Oddly for a JRPG designed and developed in early ‘90s the game does not rely on the grind to create a challenge for the player, in fact the game may be a tad too easy at times, but thankfully there aren’t stupid boss difficulty spikes to make up for the easy random encounters. That is not to say that the battles are not challenging, especially boss battles. It is just that the game relies more on either overwhelming you with several weaker foes or bosses with remarkably high HP bars. This itself is a design flaw but one that is preferable to the usual grind that JRPGs tend to rely on. Just play some Bravely Default 2 and you will see what I mean.
As with other games in the genre, your party is limited to 3 characters at a time even though you will have a pool of to choose from. This creates a new tension for the player to contend with as you cannot swap characters out during a dungeon crawl and without a guide you do feel like you are gambling as the characters you choose may not be the best ones to tackle that level. That may have been intentional, a way to increase the difficulty of the game, but it works as if there was ever a real-life situation where you had to tackle a dungeon since you would not know beforehand what set of skills you would need.
A retro review of a classic JRPG would not be complete without mention of the soundtrack. While having silent characters today seems archaic, even for a port of a remaster released at least twenty years ago, it does not detract from the experience due to the amazing soundtrack. As nuanced and interesting today as it was when the game first released, the soundtrack perfectly captures the mood of each scene and conveys the action in the way only a good soundtrack can. With the wrong music this game would have faded into obscurity decades ago.
The story eschews the usual tropes of a Chosen One destined for greatness. Chrono is just some guy who happens to get pulled into this adventure by circumstance and a science experiment gone wrong. He sets out to make things right and to do so has to travel through time to various ages in his world’s history. It’s reminiscent of Back to the Future in that much of his world’s history happens to have been influenced and directly affected by his and his team mate’s actions.
This time travel mechanic also opens up something that I think was quite new for JRPGs at the time – the New Game+ mechanic and branching, alternate endings. Your first playthrough gets you to a satisfying conclusion to Chrono’s story, but playing it again in New Game+ mode opens up newer, not always more interesting, but at least additional entertaining story beats and endings. I haven’t completed my NG+ playthrough just yet, but can say that this is one of the few games where I can recommend playing through things again to see what the changes are.
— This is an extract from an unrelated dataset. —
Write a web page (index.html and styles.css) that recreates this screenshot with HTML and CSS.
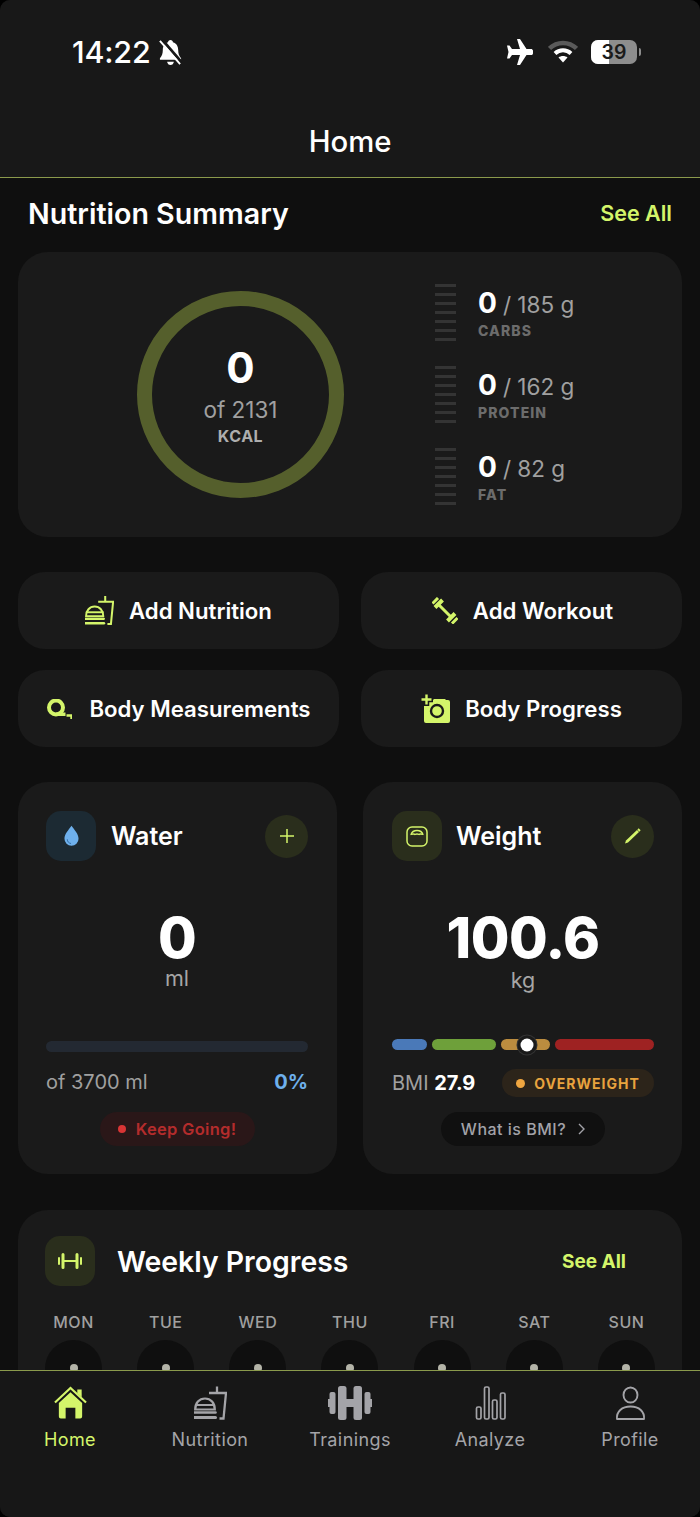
FILE: index.html
```html
<!DOCTYPE html>
<html lang="en">
<head>
<meta charset="utf-8">
<title>Home</title>
<link rel="stylesheet" href="styles.css">
</head>
<body>
<svg class="defs" aria-hidden="true">
  <symbol id="i-food" viewBox="0 0 33 33">
    <path d="M1.200 23c0-6.500 4-11 9.800-11s9.800 4.500 9.800 11z" fill="none" stroke="currentColor" stroke-width="2.200"/>
    <path d="M1 18.500h20" stroke="currentColor" stroke-width="2.200"/>
    <path d="M.5 26h21" stroke="currentColor" stroke-width="2.600" stroke-linecap="round"/>
    <path d="M.5 31h21" stroke="currentColor" stroke-width="3" stroke-linecap="round"/>
    <path d="M15 6.500h17L29.500 32H25.500M23 0v6.500" fill="none" stroke="currentColor" stroke-width="2.300"/>
  </symbol>
</svg>
<div class="frame">
  <header class="top">
    <div class="status">
      <div class="status-left">
        <span class="time">14:22</span>
        <svg class="bell" viewBox="0 0 26 28"><path d="M13 1c1.500 0 2.500 1 2.500 2.300 4 1.200 5.500 4.500 5.500 8.200 0 4 1 6 3 8.500v1.500H2V20c2-2.500 3-4.500 3-8.500 0-3.700 1.500-7 5.500-8.200C10.500 2 11.500 1 13 1z" fill="#fff"/><path d="M9.500 23.500h7c-.3 2-1.700 3.500-3.500 3.500s-3.200-1.500-3.500-3.500z" fill="#fff"/><path d="M4.500 1l20 23" stroke="#181818" stroke-width="3"/><path d="M2 2l21 24" stroke="#fff" stroke-width="2"/></svg>
      </div>
      <div class="status-right">
        <svg class="plane" viewBox="0 0 28 26"><path d="M12 0h3l6.500 10H26c1.500 0 2.200 1.300 2.200 3S27.500 16 26 16h-4.500L15 26h-3l3-10H7l-2.500 3.500H2L3.500 13 2 6.500h2.500L7 10h8z" fill="#fff"/></svg>
        <svg class="wifi" viewBox="0 0 30 24"><path d="M1.500 8.500C9 1 21 1 28.500 8.500" fill="none" stroke="#5a5a5a" stroke-width="4.500"/><path d="M7 13.500c4.500-4.300 11.500-4.300 16 0" fill="none" stroke="#fff" stroke-width="4"/><path d="M15 22.500l-4.500-5c2.500-2 6.500-2 9 0z" fill="#fff"/></svg>
        <div class="battery"><div class="battery-body"><span class="battery-level"></span><span class="battery-num">39</span></div><span class="battery-nub"></span></div>
      </div>
    </div>
    <h1 class="page-title">Home</h1>
  </header>

  <main class="content">
    <div class="section-head">
      <h2 class="section-title">Nutrition Summary</h2>
      <a class="see-all">See All</a>
    </div>

    <section class="card summary">
      <div class="ring">
        <span class="ring-value">0</span>
        <span class="ring-of">of 2131</span>
        <span class="ring-unit">KCAL</span>
      </div>
      <div class="macros">
        <div class="macro">
          <div class="ticks"><i></i><i></i><i></i><i></i><i></i><i></i><i></i></div>
          <div class="macro-text">
            <div class="macro-line"><b>0</b><span>/ 185 g</span></div>
            <div class="macro-label">CARBS</div>
          </div>
        </div>
        <div class="macro">
          <div class="ticks"><i></i><i></i><i></i><i></i><i></i><i></i><i></i></div>
          <div class="macro-text">
            <div class="macro-line"><b>0</b><span>/ 162 g</span></div>
            <div class="macro-label">PROTEIN</div>
          </div>
        </div>
        <div class="macro">
          <div class="ticks"><i></i><i></i><i></i><i></i><i></i><i></i><i></i></div>
          <div class="macro-text">
            <div class="macro-line"><b>0</b><span>/ 82 g</span></div>
            <div class="macro-label">FAT</div>
          </div>
        </div>
      </div>
    </section>

    <section class="actions">
      <a class="action">
        <svg class="ic-food"><use href="#i-food"/></svg>
        <span>Add Nutrition</span>
      </a>
      <a class="action">
        <svg class="ic-workout" viewBox="0 0 26 27"><path d="M6 7l14 14" stroke="currentColor" stroke-width="3"/><path d="M3 10.500L10.500 3M15.500 24L23 16.500" stroke="currentColor" stroke-width="4"/><path d="M.5 6.500L6 1M20 26.500L25.500 21" stroke="currentColor" stroke-width="3"/></svg>
        <span>Add Workout</span>
      </a>
      <a class="action">
        <svg class="ic-tape" viewBox="0 0 26 20"><circle cx="10" cy="8.500" r="7" fill="none" stroke="currentColor" stroke-width="4"/><path d="M10 13.500h9.500V17H10z" fill="currentColor"/><path d="M20.500 16.500h5V20" fill="none" stroke="currentColor" stroke-width="2.400"/></svg>
        <span>Body Measurements</span>
      </a>
      <a class="action">
        <svg class="ic-camera" viewBox="0 0 29 29"><path d="M5 6h7l1-1h11l1 1h2a2 2 0 0 1 2 2v19a2 2 0 0 1-2 2H5a2 2 0 0 1-2-2V8a2 2 0 0 1 2-2z" fill="currentColor"/><circle cx="16" cy="17" r="6" fill="none" stroke="#1a1a1a" stroke-width="2.400"/><path d="M5.500 0v12M0 5.500h12" stroke="#1a1a1a" stroke-width="5.500"/><path d="M5.500 .5v10M.5 5.500h10" stroke="currentColor" stroke-width="2.400"/></svg>
        <span>Body Progress</span>
      </a>
    </section>

    <section class="stats">
      <article class="card stat stat-water">
        <div class="stat-head">
          <div class="tile tile-blue">
            <svg class="ic-drop" viewBox="0 0 16 22"><path d="M8 0c3 4.500 7.500 8.500 7.500 14A7.500 7.500 0 0 1 .5 14C.5 8.500 5 4.500 8 0z" fill="#6eb0ec"/><path d="M3.500 14.500c0 2.500 1.700 4.200 4 4.500" fill="none" stroke="#2f6ba3" stroke-width="1"/></svg>
          </div>
          <h3 class="stat-title">Water</h3>
          <button class="round-btn" aria-label="Add water">
            <svg class="ic-plus" viewBox="0 0 14 14"><path d="M7 0v14M0 7h14" stroke="currentColor" stroke-width="1.500"/></svg>
          </button>
        </div>
        <div class="stat-value">0</div>
        <div class="stat-unit">ml</div>
        <div class="water-bar"></div>
        <div class="water-row">
          <span class="water-of">of 3700 ml</span>
          <span class="water-pct">0%</span>
        </div>
        <div class="stat-foot">
          <span class="pill-keep"><i class="dot dot-red"></i>Keep Going!</span>
        </div>
      </article>

      <article class="card stat stat-weight">
        <div class="stat-head">
          <div class="tile tile-green">
            <svg class="ic-scale" viewBox="0 0 22 21"><rect x="1" y="1" width="20" height="19" rx="5" fill="none" stroke="currentColor" stroke-width="1.500"/><path d="M5 8.500C6 5.500 8.500 4.500 11 4.500s5 1 6 4c-1.500-.5-3-1-4 0-1-.5-3-.5-4 0-1-1-2.500-.5-4 0z" fill="none" stroke="currentColor" stroke-width="1.300" stroke-linejoin="round"/></svg>
          </div>
          <h3 class="stat-title">Weight</h3>
          <button class="round-btn" aria-label="Edit weight">
            <svg class="ic-pen" viewBox="0 0 17 16"><path d="M1 15.500l1-3L13 2l2 2L4 14.500z" fill="currentColor"/><path d="M14 1l2 2" stroke="currentColor" stroke-width="1.800"/></svg>
          </button>
        </div>
        <div class="stat-value">100.6</div>
        <div class="stat-unit">kg</div>
        <div class="bmi-scale">
          <span class="seg seg-blue"></span>
          <span class="seg seg-green"></span>
          <span class="seg seg-tan"><i class="marker"></i></span>
          <span class="seg seg-red"></span>
        </div>
        <div class="bmi-row">
          <span class="bmi-text">BMI <b>27.9</b></span>
          <span class="pill-over"><i class="dot dot-orange"></i>OVERWEIGHT</span>
        </div>
        <div class="stat-foot">
          <a class="pill-what">What is BMI?
            <svg class="ic-chev" viewBox="0 0 7 12"><path d="M1 1l5 5-5 5" fill="none" stroke="currentColor" stroke-width="1.400"/></svg>
          </a>
        </div>
      </article>
    </section>

    <section class="card weekly">
      <div class="weekly-head">
        <div class="tile tile-green">
          <svg class="ic-bar" viewBox="0 0 24 16"><path d="M1 5v6M23 5v6" stroke="currentColor" stroke-width="2" stroke-linecap="round"/><path d="M5 1.500v13M19 1.500v13" stroke="currentColor" stroke-width="3" stroke-linecap="round"/><path d="M5 8h14" stroke="currentColor" stroke-width="2"/></svg>
        </div>
        <h2 class="weekly-title">Weekly Progress</h2>
        <a class="see-all see-all-small">See All</a>
      </div>
      <div class="days">
        <div class="day"><span>MON</span><div class="day-circle"><i></i></div></div>
        <div class="day"><span>TUE</span><div class="day-circle"><i></i></div></div>
        <div class="day"><span>WED</span><div class="day-circle"><i></i></div></div>
        <div class="day"><span>THU</span><div class="day-circle"><i></i></div></div>
        <div class="day"><span>FRI</span><div class="day-circle"><i></i></div></div>
        <div class="day"><span>SAT</span><div class="day-circle"><i></i></div></div>
        <div class="day"><span>SUN</span><div class="day-circle"><i></i></div></div>
      </div>
    </section>
  </main>

  <nav class="tabs">
    <a class="tab tab-active">
      <svg class="tab-ic" viewBox="0 0 34 34"><path d="M1 16.500L17 1.500 33 16.500" fill="none" stroke="currentColor" stroke-width="2.200"/><path d="M24 3h4.500v8L24 7z" fill="currentColor"/><path d="M17 6l12 11v14a2 2 0 0 1-2 2h-5V22h-10v11H7a2 2 0 0 1-2-2V17z" fill="currentColor"/></svg>
      <span>Home</span>
    </a>
    <a class="tab">
      <svg class="tab-ic"><use href="#i-food"/></svg>
      <span>Nutrition</span>
    </a>
    <a class="tab">
      <svg class="tab-ic tab-ic-wide" viewBox="0 0 44 34"><rect x="0" y="13" width="2" height="8" fill="currentColor"/><rect x="1.500" y="6" width="6" height="22" rx="2" fill="currentColor"/><rect x="10" y="0" width="8.500" height="34" rx="2.500" fill="currentColor"/><rect x="18" y="13" width="8" height="8" fill="currentColor"/><rect x="25.500" y="0" width="8.500" height="34" rx="2.500" fill="currentColor"/><rect x="36.500" y="6" width="6" height="22" rx="2" fill="currentColor"/><rect x="42" y="13" width="2" height="8" fill="currentColor"/></svg>
      <span>Trainings</span>
    </a>
    <a class="tab">
      <svg class="tab-ic" viewBox="0 0 30 34"><g fill="none" stroke="currentColor" stroke-width="1.700"><rect x="1" y="21" width="4.500" height="12" rx="1.500"/><rect x="9" y="1" width="4.500" height="32" rx="1.500"/><rect x="17" y="14" width="4.500" height="19" rx="1.500"/><rect x="25" y="7" width="4.500" height="26" rx="1.500"/></g></svg>
      <span>Analyze</span>
    </a>
    <a class="tab">
      <svg class="tab-ic" viewBox="0 0 30 34"><g fill="none" stroke="currentColor" stroke-width="1.900"><ellipse cx="15" cy="9" rx="7" ry="7.500"/><path d="M1.500 33c-.8-7.500 5-12.500 13.500-12.500S29.300 25.500 28.500 33z" stroke-linejoin="round"/></g></svg>
      <span>Profile</span>
    </a>
  </nav>
</div>
</body>
</html>
```
FILE: styles.css
```css
* { box-sizing: border-box; }
html, body { margin: 0; padding: 0; background: #000; }
body { font-family: Inter, "Noto Sans", sans-serif; color: #fff; width: 700px; height: 1517px; overflow: hidden; }
.defs { position: absolute; width: 0; height: 0; }
a { color: inherit; text-decoration: none; }
h1, h2, h3 { margin: 0; }
i { display: block; font-style: normal; }

.frame { width: 700px; height: 1517px; background: #0f0f0f; border-radius: 10px; overflow: hidden; display: flex; flex-direction: column; }

/* header */
.top { height: 178px; flex: none; background: #181818; border-bottom: 1px solid #8b9a4c; padding-top: 32px; }
.status { height: 40px; padding: 0 59px 0 72px; display: flex; justify-content: space-between; align-items: center; }
.status-left { display: flex; align-items: center; gap: 7px; }
.time { font-size: 30.500px; font-weight: 500; line-height: 40px; letter-spacing: -.2px; }
.bell { width: 25px; height: 27px; }
.status-right { display: flex; align-items: center; gap: 14px; }
.plane { width: 28px; height: 26px; margin-right: 1px; }
.wifi { width: 30px; height: 24px; }
.battery { display: flex; align-items: center; gap: 2px; margin-left: -1px; }
.battery-body { position: relative; width: 46px; height: 24px; border-radius: 7px; background: #8d8d8d; overflow: hidden; display: flex; align-items: center; justify-content: center; }
.battery-level { position: absolute; left: 0; top: 0; bottom: 0; width: 18px; background: #fff; }
.battery-num { position: relative; color: #1a1a1a; font-size: 19.500px; font-weight: 600; line-height: 24px; }
.battery-nub { width: 2px; height: 8px; background: #8d8d8d; border-radius: 0 2px 2px 0; }
.page-title { margin-top: 50px; text-align: center; font-size: 29.300px; font-weight: 500; line-height: 40px; }

/* content */
.content { flex: 1; min-height: 0; overflow: hidden; padding: 0 18px; }
.section-head { height: 74px; padding: 0 10px 4px; display: flex; justify-content: space-between; align-items: center; }
.section-title { font-size: 28.600px; font-weight: 600; }
.see-all { color: #d4f56a; font-size: 21.500px; font-weight: 600; }
.card { background: #1a1a1a; border-radius: 30px; }

.summary { height: 285px; padding-left: 119px; display: flex; align-items: center; gap: 91px; }
.ring { width: 207px; height: 207px; border: 15px solid #555f2c; border-radius: 50%; display: flex; flex-direction: column; align-items: center; }
.ring-value { margin-top: 37px; font-size: 42px; font-weight: 700; line-height: 50px; }
.ring-of { margin-top: 3px; font-size: 22.500px; color: #a0a0a0; line-height: 28px; }
.ring-unit { font-size: 16px; font-weight: 700; color: #aeaeae; line-height: 24px; letter-spacing: .5px; }
.macros { display: flex; flex-direction: column; gap: 25px; }
.macro { display: flex; gap: 22px; height: 57px; }
.ticks { width: 21px; display: flex; flex-direction: column; gap: 6px; }
.ticks i { height: 3px; background: #343434; }
.macro-line { display: flex; align-items: baseline; gap: 6px; line-height: 38px; height: 38px; }
.macro-line b { font-size: 28px; font-weight: 700; }
.macro-line span { font-size: 22.500px; color: #a0a0a0; }
.macro-label { font-size: 14px; font-weight: 800; color: #6c6c6c; letter-spacing: 1.100px; line-height: 16px; margin-top: 1px; }

.actions { margin-top: 35px; display: grid; grid-template-columns: 321px 321px; column-gap: 22px; row-gap: 21px; }
.action { height: 77px; border-radius: 27px; background: #1a1a1a; display: flex; align-items: center; justify-content: center; gap: 15px; font-size: 22.200px; font-weight: 600; }
.action svg { color: #d4f56a; flex: none; }
.ic-food { width: 29px; height: 29px; }
.ic-workout { width: 26px; height: 27px; margin-left: 2px; }
.ic-tape { width: 26px; height: 20px; margin-right: 2px; }
.ic-camera { width: 29px; height: 29px; }

.stats { margin-top: 35px; display: grid; grid-template-columns: 319px 319px; column-gap: 26px; }
.stat { height: 392px; padding-top: 29px; display: flex; flex-direction: column; }
.stat-water { padding-left: 28px; padding-right: 29px; }
.stat-weight { padding-left: 29px; padding-right: 28px; }
.stat-head { display: flex; align-items: center; height: 50px; }
.tile { width: 50px; height: 50px; border-radius: 15px; display: flex; align-items: center; justify-content: center; flex: none; }
.tile-blue { background: #1c2a33; }
.tile-green { background: #2a2e1c; color: #d4f56a; }
.ic-drop { width: 15px; height: 22px; }
.ic-scale { width: 22px; height: 21px; }
.stat-title { flex: 1; margin-left: 15px; font-size: 25px; font-weight: 600; }
.stat-weight .stat-title { margin-left: 14px; }
.round-btn { width: 43px; height: 43px; padding: 0; border: 0; border-radius: 50%; background: #2a2e1c; color: #d4f56a; display: flex; align-items: center; justify-content: center; }
.ic-plus { width: 14px; height: 14px; }
.ic-pen { width: 17px; height: 16px; }
.stat-value { margin-top: 49px; text-align: center; font-size: 56px; font-weight: 800; line-height: 56px; letter-spacing: -.5px; }
.stat-unit { text-align: center; font-size: 21.500px; color: #a6a6a6; line-height: 24px; }
.stat-weight .stat-unit { margin-top: 2px; }
.water-bar { margin-top: 51px; height: 11px; border-radius: 6px; background: #232932; }
.water-row { margin-top: 17px; display: flex; justify-content: space-between; font-size: 20px; line-height: 26px; }
.water-of { color: #a0a0a0; }
.water-pct { color: #6eb0ec; font-weight: 700; }
.stat-foot { margin-top: 17px; display: flex; justify-content: center; }
.stat-weight .stat-foot { margin-top: 15px; }
.dot { border-radius: 50%; flex: none; }
.dot-red { width: 8px; height: 8px; background: #d83535; }
.dot-orange { width: 9px; height: 9px; background: #f0a640; }
.pill-keep { height: 34px; width: 155px; border-radius: 17px; background: #2a1718; color: #b42c2c; font-size: 16.500px; font-weight: 600; letter-spacing: .3px; display: flex; align-items: center; justify-content: center; gap: 10px; }

.bmi-scale { margin-top: 47px; height: 11px; display: flex; gap: 5px; }
.seg { display: block; height: 11px; border-radius: 6px; position: relative; }
.seg-blue { width: 35px; background: #4a79b8; }
.seg-green { width: 64px; background: #6ea03a; }
.seg-tan { width: 49px; background: #bb8c3f; }
.seg-red { width: 99px; background: #9e2222; }
.marker { position: absolute; left: 26px; top: 5.500px; transform: translate(-50%, -50%); width: 13px; height: 13px; border-radius: 50%; background: #fff; box-shadow: 0 0 0 3px #1a1a1a, 0 0 0 4px #333; }
.bmi-row { margin-top: 19px; display: flex; justify-content: space-between; align-items: center; height: 28px; }
.bmi-text { font-size: 20px; color: #a0a0a0; }
.bmi-text b { color: #fff; font-weight: 700; }
.pill-over { width: 152px; height: 28px; border-radius: 14px; background: #2c241a; color: #e8a33e; font-size: 14px; font-weight: 700; letter-spacing: 1px; display: flex; align-items: center; justify-content: center; gap: 9px; }
.pill-what { width: 164px; height: 34px; border-radius: 17px; background: #101010; color: #a2a2a8; font-size: 16px; font-weight: 500; letter-spacing: .5px; display: flex; align-items: center; justify-content: center; gap: 12px; }
.ic-chev { width: 7px; height: 12px; }

.weekly { margin-top: 36px; padding: 26px 27px 40px; }
.weekly-head { display: flex; align-items: center; height: 50px; }
.weekly-title { flex: 1; margin-left: 22px; font-size: 28.400px; font-weight: 600; }
.ic-bar { width: 24px; height: 16px; }
.see-all-small { font-size: 19px; margin-right: 29px; font-weight: 700; }
.days { margin-top: 26px; display: flex; justify-content: space-between; }
.day { width: 57px; display: flex; flex-direction: column; align-items: center; font-size: 16px; font-weight: 500; color: #a0a0a0; letter-spacing: .5px; }
.day span { line-height: 20px; }
.day-circle { margin-top: 8px; width: 57px; height: 57px; border-radius: 50%; background: #0f0f0f; display: flex; align-items: center; justify-content: center; }
.day-circle i { width: 8px; height: 8px; border-radius: 50%; background: #b4b4a8; margin-bottom: 2px; }

/* tab bar */
.tabs { height: 147px; flex: none; background: #171717; border-top: 1px solid #8b9a4c; padding-top: 15px; display: grid; grid-template-columns: repeat(5, 1fr); }
.tab { display: flex; flex-direction: column; align-items: center; color: #a4a4a8; font-size: 18px; letter-spacing: .4px; }
.tab-active { color: #d4f56a; }
.tab-ic { width: 33px; height: 34px; }
.tab-ic-wide { width: 44px; }
.tab span { margin-top: 8px; line-height: 24px; }
```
Chronotrigger is a classic JRPG that is almost universally held up as an exemplar of the best of the genre and playing it all these years later proves that to be true. The graphics may be old fashioned but the story and the mechanics push you forward and rewards you with a fun and interesting game and one that any fan of the genre or anyone who’s ever wanted to try the genre should play.
Graphics8/10 Very Good
Ease of Play8/10 Very Good
- A classic game.
- Runs at full resolution on PC.
- Bookmark function to save your progress.
- Amazing soundtrack
- Some performance issues.
- Bookmark function is not a proper save anywhere/anytime function.